Small business owners are, by nature, a self-sufficient breed. They fix problems, find solutions, and get things done. So, when AI tools arrived promising instant answers, ready-made documents and round-the-clock availability, the uptake was inevitable.
Yulia Barnes, Managing Partner at Barnes Law, explains why the rise of AI is making getting proper professional legal advice more important than ever, and why AI is only as good as the data it’s fed.
The draw is not simply cost. For most business owners, the real appeal is speed and control. AI feels like the answer to both problems. It is immediate, consistent, and it never pushes back. The difficulty, of course, is what it actually produces.
Here is an analogy that I think captures it well. Imagine a person who has read everything, every contract ever
drafted, every piece of legislation, every legal textbook in print. They can discuss any of it with apparent fluency. They sound, frankly, impressive. Ask them to apply any of that to your specific situation, however, and the wheels come off. The output is sophisticated in appearance and useless in practice. It does not know your business, your counterparty, your regulatory position, or what you are actually trying to achieve. That is AI. Well-read to a fault and unable to do the one thing that matters, exercise judgement.
The text AI produces tends to compound the problem. It is dense, technical, and carries the tone of authority. Most people reading an AI-generated content would have no reason to question it, but scrutinise it closely, or try to rely on it when something goes wrong, and the gaps become obvious. Clauses that appeared watertight turn out to be circular or contradictory. The language sounds like law but does not behave like it. It is constructed to read as correct. That is not the same thing as being correct, and in legal practice, the difference between the two can be extremely costly.
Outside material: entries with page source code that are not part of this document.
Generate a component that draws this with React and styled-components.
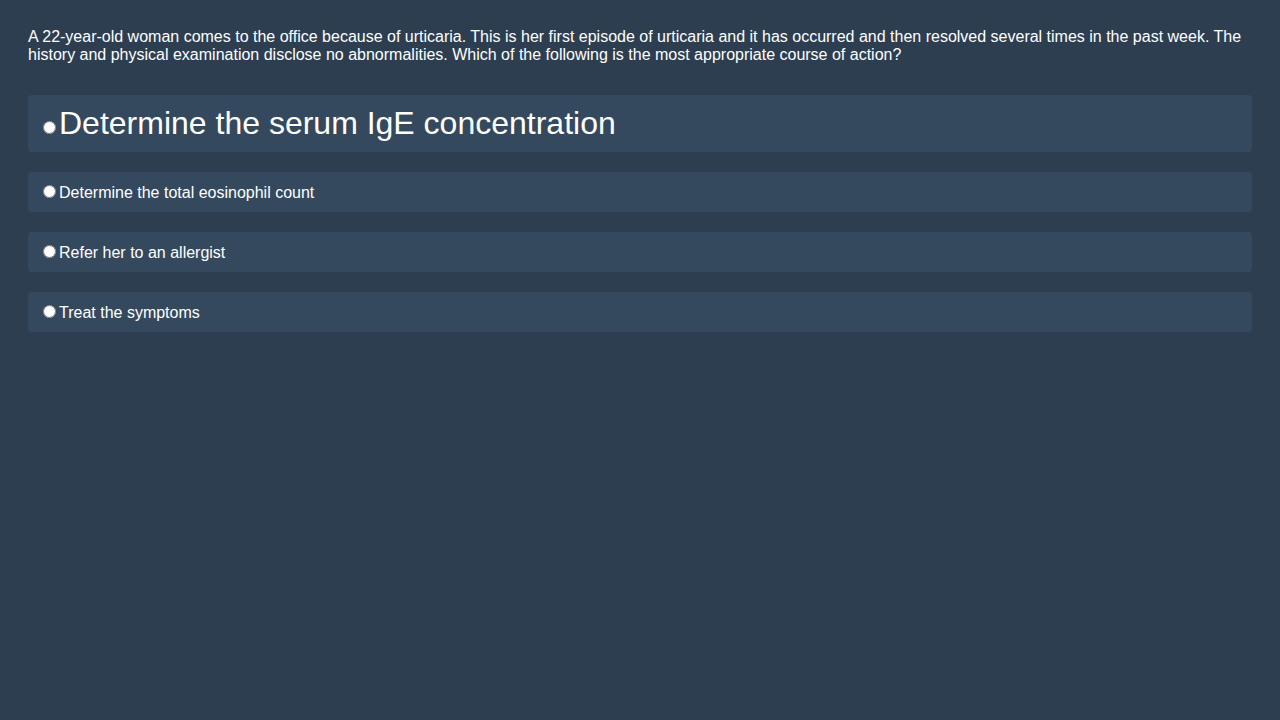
import styled, { createGlobalStyle } from 'styled-components'

const Global = createGlobalStyle`
  html, body {
    margin: 0;
    background: #2c3e50;
  }
  body {
    font-family: "Liberation Sans", Arial, sans-serif;
    font-size: 16px;
    color: #ffffff;
  }
`;

const Page = styled.div`
  min-height: 720px;
  box-sizing: border-box;
  padding: 28px;
  background: #2c3e50;
`;

const Question = styled.p`
  margin: 0 0 31px;
  line-height: 18px;
`;

const Options = styled.div`
  display: flex;
  flex-direction: column;
  gap: 20px;
`;

const Option = styled.label`
  display: block;
  padding: 10px;
  background: #34495e;
  border-radius: 4px;
  font-size: ${p => (p.$big ? '32px' : '16px')};
  cursor: pointer;
`;

const Radio = styled.input`
  margin: 3px 3px 0 5px;
  font-size: 16px;
`;

const answers = [
  'Determine the serum IgE concentration',
  'Determine the total eosinophil count',
  'Refer her to an allergist',
  'Treat the symptoms',
];

function App() {
  return (
    <Page>
      <Global />
      <Question>
        A 22-year-old woman comes to the office because of urticaria. This is her first episode of urticaria and it has occurred and then resolved several times in the past week. The history and physical examination disclose no abnormalities. Which of the following is the most appropriate course of action?
      </Question>
      <Options>
        {answers.map((a, i) => (
          <Option key={a} $big={i === 0}>
            <Radio type="radio" name="answer" />
            {a}
          </Option>
        ))}
      </Options>
    </Page>
  );
}

export default App;
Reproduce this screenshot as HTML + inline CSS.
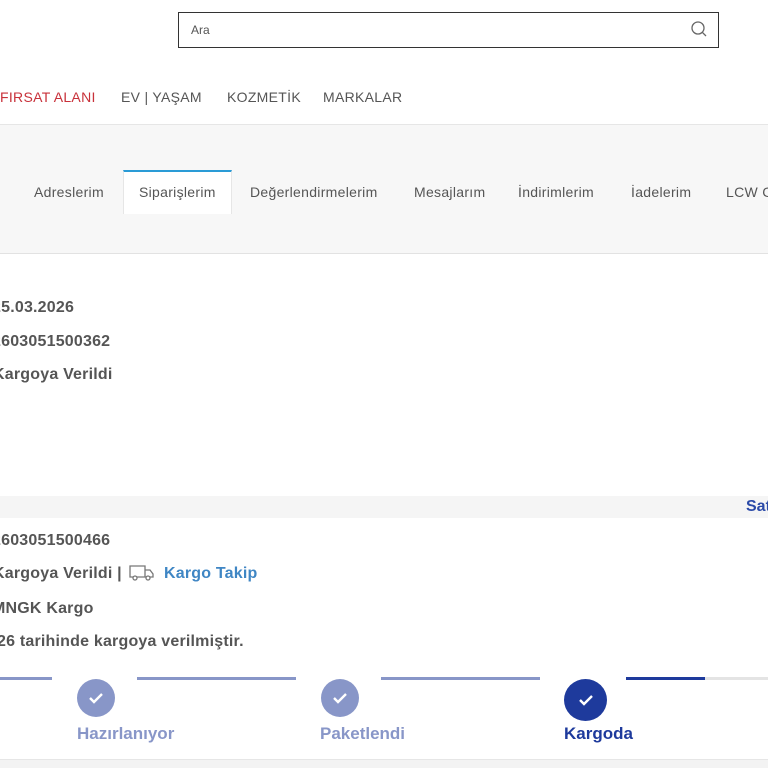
<!DOCTYPE html>
<html><head><meta charset="utf-8"><style>
*{margin:0;padding:0;box-sizing:border-box}
html,body{width:768px;height:768px;overflow:hidden}
body{background:#fff;font-family:"Liberation Sans",sans-serif;color:#555}
#w{position:relative;width:768px;height:768px;overflow:hidden}
.a{position:absolute;white-space:nowrap}
.nav{font-size:14px;color:#555;top:89px;letter-spacing:0.3px}
.tab{font-size:14px;color:#555;top:184px;letter-spacing:0.3px}
.b{font-size:16px;font-weight:bold;color:#555;letter-spacing:0.2px}
.line{position:absolute;height:3px;top:677px;background:#8896c8}
.c{position:absolute;border-radius:50%;background:#8896c8;display:flex;align-items:center;justify-content:center}
.lbl{position:absolute;top:724px;font-size:17px;font-weight:bold;color:#8896c8}
</style></head><body><div id="w">
<div class="a" style="left:178px;top:12px;width:541px;height:36px;border:1px solid #333;"></div>
<div class="a" style="left:191px;top:23px;font-size:12px;color:#555">Ara</div>
<svg class="a" style="left:690px;top:20px" width="18" height="18" viewBox="0 0 18 18"><circle cx="8" cy="8" r="6" fill="none" stroke="#666" stroke-width="1.3"/><line x1="12.3" y1="12.3" x2="16" y2="16" stroke="#666" stroke-width="1.3"/></svg>
<div class="a nav" style="left:0;color:#c8313a">FIRSAT ALANI</div>
<div class="a nav" style="left:121px">EV | YAŞAM</div>
<div class="a nav" style="left:227px">KOZMETİK</div>
<div class="a nav" style="left:323px">MARKALAR</div>
<div class="a" style="left:0;top:124px;width:768px;height:130px;background:#f7f7f7;border-top:1px solid #e6e6e6;border-bottom:1px solid #e2e2e2"></div>
<div class="a" style="left:123px;top:170px;width:109px;height:44px;background:#fff;border-top:2px solid #2a9bd6;border-left:1px solid #e6e6e6;border-right:1px solid #e6e6e6"></div>
<div class="a tab" style="left:34px">Adreslerim</div>
<div class="a tab" style="left:139px">Siparişlerim</div>
<div class="a tab" style="left:250px">Değerlendirmelerim</div>
<div class="a tab" style="left:414px">Mesajlarım</div>
<div class="a tab" style="left:518px">İndirimlerim</div>
<div class="a tab" style="left:631px">İadelerim</div>
<div class="a tab" style="left:726px">LCW C</div>
<div class="a b" style="left:-8px;top:299px">25.03.2026</div>
<div class="a b" style="left:-8px;top:333px">2603051500362</div>
<div class="a b" style="left:-7px;top:366px">Kargoya Verildi</div>
<div class="a" style="left:0;top:496px;width:768px;height:22px;background:#f5f5f5"></div>
<div class="a" style="left:746px;top:498px;font-size:16px;font-weight:bold;color:#2b4aa8">Sat</div>
<div class="a b" style="left:-8px;top:532px">2603051500466</div>
<div class="a b" style="left:-7px;top:565px">Kargoya Verildi |</div>
<svg class="a" style="left:129px;top:564px" width="26" height="17" viewBox="0 0 26 17"><path d="M1 2h15v11H1z M16 6h5l3 4v3h-8" fill="none" stroke="#777" stroke-width="1.3"/><circle cx="6" cy="14" r="2" fill="#fff" stroke="#777" stroke-width="1.3"/><circle cx="19" cy="14" r="2" fill="#fff" stroke="#777" stroke-width="1.3"/></svg>
<div class="a" style="left:164px;top:565px;font-size:16px;font-weight:bold;color:#3f86c4;letter-spacing:0.2px">Kargo Takip</div>
<div class="a b" style="left:-8px;top:600px">MNGK Kargo</div>
<div class="a b" style="left:-3px;top:633px">26 tarihinde kargoya verilmiştir.</div>
<div class="line" style="left:0;width:52px"></div>
<div class="line" style="left:137px;width:159px"></div>
<div class="line" style="left:381px;width:159px"></div>
<div class="line" style="left:626px;width:79px;background:#1e3a9c"></div>
<div class="line" style="left:705px;width:63px;background:#e4e4e4"></div>
<div class="c" style="left:77px;top:679px;width:38px;height:38px"><svg width="16" height="12" viewBox="0 0 16 12"><path d="M2 6l4 4 8-8" fill="none" stroke="#fff" stroke-width="2.4"/></svg></div>
<div class="c" style="left:321px;top:679px;width:38px;height:38px"><svg width="16" height="12" viewBox="0 0 16 12"><path d="M2 6l4 4 8-8" fill="none" stroke="#fff" stroke-width="2.4"/></svg></div>
<div class="c" style="left:564px;top:679px;width:43px;height:42px;background:#1e3a9c"><svg width="16" height="12" viewBox="0 0 16 12"><path d="M2 6l4 4 8-8" fill="none" stroke="#fff" stroke-width="2.4"/></svg></div>
<div class="lbl" style="left:77px">Hazırlanıyor</div>
<div class="lbl" style="left:320px">Paketlendi</div>
<div class="lbl" style="left:564px;color:#1e3a9c">Kargoda</div>
<div class="a" style="left:0;top:759px;width:768px;height:9px;background:#f3f3f3;border-top:1px solid #e6e6e6"></div>
</div></body></html>
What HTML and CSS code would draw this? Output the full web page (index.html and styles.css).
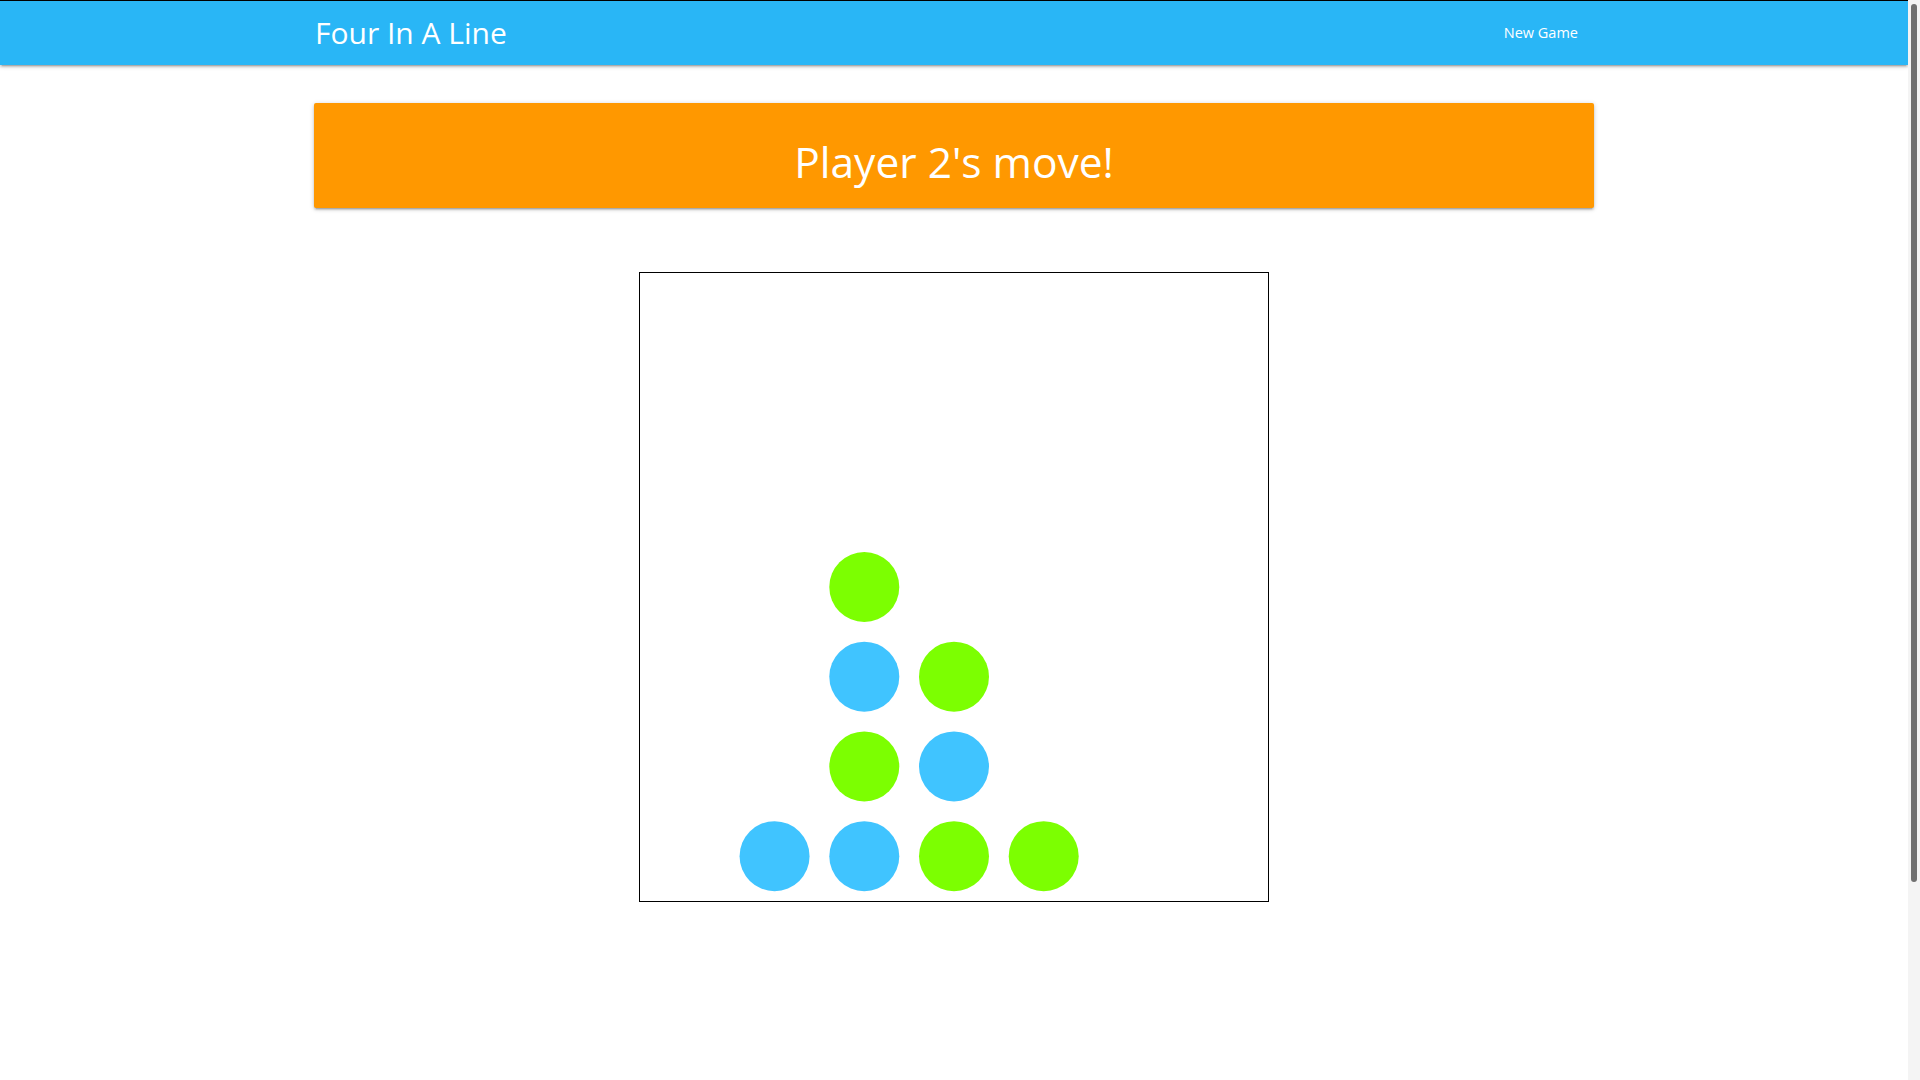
FILE: index.html
```html
<!DOCTYPE html>
<html lang="en">
<head>
<meta charset="utf-8">
<title>Four In A Line</title>
<link rel="stylesheet" href="styles.css">
</head>
<body>
<div class="page">
  <nav class="navbar">
    <div class="container nav-inner">
      <a class="brand" href="#">Four In A Line</a>
      <ul class="nav-links">
        <li><a href="#">New Game</a></li>
      </ul>
    </div>
  </nav>
  <main class="container main">
    <div class="status-panel">
      <h3 class="status-text">Player 2's move!</h3>
    </div>
    <div class="board-wrap">
      <svg class="board" width="628" height="628" viewBox="0 0 628 628" xmlns="http://www.w3.org/2000/svg">
        <circle cx="134.57" cy="583.14" r="35" class="p1"/>
        <circle cx="224.29" cy="583.14" r="35" class="p1"/>
        <circle cx="314" cy="583.14" r="35" class="p2"/>
        <circle cx="403.71" cy="583.14" r="35" class="p2"/>
        <circle cx="224.29" cy="493.43" r="35" class="p2"/>
        <circle cx="314" cy="493.43" r="35" class="p1"/>
        <circle cx="224.29" cy="403.71" r="35" class="p1"/>
        <circle cx="314" cy="403.71" r="35" class="p2"/>
        <circle cx="224.29" cy="314" r="35" class="p2"/>
      </svg>
    </div>
  </main>
</div>
<div class="scrollbar" aria-hidden="true"><div class="scrollbar-thumb"></div></div>
</body>
</html>
```
FILE: styles.css
```css
html, body {
  margin: 0;
  padding: 0;
}
body {
  border-top: 1px solid #000;
  background: #fff;
  font-family: "Open Sans", "Noto Sans", sans-serif;
  color: #fff;
  padding-right: 12px;
}
.page {
  width: 1908px;
}
.scrollbar {
  position: fixed;
  top: 0;
  right: 0;
  width: 12px;
  height: 100vh;
  background: #f4f4f4;
  padding: 4px 3px 0;
  box-sizing: border-box;
}
.scrollbar-thumb {
  width: 6px;
  height: 878px;
  background: #707070;
  border-radius: 3px;
}
.container {
  width: 1280px;
  margin: 0 auto;
}
.navbar {
  height: 64px;
  background: #29b6f6;
  box-shadow: 0 2px 2px 0 rgba(0,0,0,0.14), 0 3px 1px -2px rgba(0,0,0,0.12), 0 1px 5px 0 rgba(0,0,0,0.2);
}
.nav-inner {
  display: flex;
  justify-content: space-between;
  align-items: stretch;
  height: 64px;
}
.brand {
  color: #fff;
  text-decoration: none;
  font-size: 30px;
  line-height: 64px;
  padding-left: 1px;
}
.nav-links {
  list-style: none;
  margin: 0;
  padding: 0;
  display: flex;
}
.nav-links a {
  display: block;
  color: #fff;
  text-decoration: none;
  font-size: 14.5px;
  line-height: 64px;
  padding: 0 16px 0 15px;
}
.main {
  padding-top: 38px;
  padding-bottom: 426px;
}
.status-panel {
  background: #ff9800;
  border-radius: 2px;
  height: 105px;
  box-sizing: border-box;
  padding: 30px 24px 18px;
  box-shadow: 0 2px 2px 0 rgba(0,0,0,0.14), 0 3px 1px -2px rgba(0,0,0,0.12), 0 1px 5px 0 rgba(0,0,0,0.2);
}
.status-text {
  margin: 0;
  text-align: center;
  font-weight: 400;
  font-size: 42.5px;
  line-height: 57px;
  color: #fff;
}
.board-wrap {
  display: flex;
  justify-content: center;
  padding-top: 64px;
}
.board {
  display: block;
  border: 1px solid #000;
  background: #fff;
}
.p1 { fill: #40c4ff; }
.p2 { fill: #7cff01; }
```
What AI cannot replicate is context. Every legal matter sits within a broader picture: the nature of the relationship, the commercial objectives, the regulatory landscape, the risk profile of the business. When a client asks a legal question, part of the answer involves recognising what has not been asked but needs to be. That judgment comes from experience, not data. AI answers the question in front of it. It has no visibility of the question behind it, and that is precisely where most problems originate.
There is also a point here that the legal profession does not always make clearly enough. AI can be a useful tool in the right hands. A senior lawyer with fifteen years of experience can interrogate AI output, identify where it falls short, and apply the necessary judgment to make it useful. A business owner with no legal background cannot do the same. They do not have the frame of reference to know what is missing. This is also why, in my own practice, I do not permit junior lawyers to rely on AI. Legal judgment is built through experience, through doing the work, sitting with difficult problems, and developing the instinct to know when something is not right. There is no shortcut to that. A client using AI in place of a lawyer is not just cutting costs. They are operating without the judgment that makes legal advice worth having.
The consequences are rarely immediate, which is part of what makes this so dangerous. A poorly drafted clause does not announce itself. It sits in an agreement quietly, sometimes for years, until the circumstances arise that expose it. By that point the dispute is live, the costs are significant, and the options are limited. The original saving tends to look rather different in that light.
One further point that tends to go unmentioned. AI has no professional indemnity insurance. Every qualified solicitor does. If a lawyer gets it wrong, there is regulatory accountability, a complaints process, and insurance to meet the consequences. If AI gets it wrong, the liability sits with whoever relied on it. There is no claim to bring, no regulator to call, and no redress. Just a document that did not do what it needed to do, and a business owner left to manage the fallout alone.
Good legal advice does more than prevent mistakes. It ensures documentation is accurate and enforceable. It keeps a business compliant across employment law, data protection, commercial contracts, intellectual property and sector-specific regulation. It provides the kind of considered, commercially-aware guidance that supports sound decisions at every stage of growth. The businesses that understand this treat legal counsel as a core part of how they operate. The ones that do not tend to find out why it matters at the point when it is most difficult to fix.
AI will continue to develop, and its role in legal services will evolve with it. That is not the argument here. The argument is simpler. For any business owner navigating real legal complexity, contracts, compliance, commercial risk, there is no substitute for qualified professional advice. The more convincingly AI presents its output, the more important it becomes to know when not to rely on it and that, in the end, is a question only a lawyer can answer.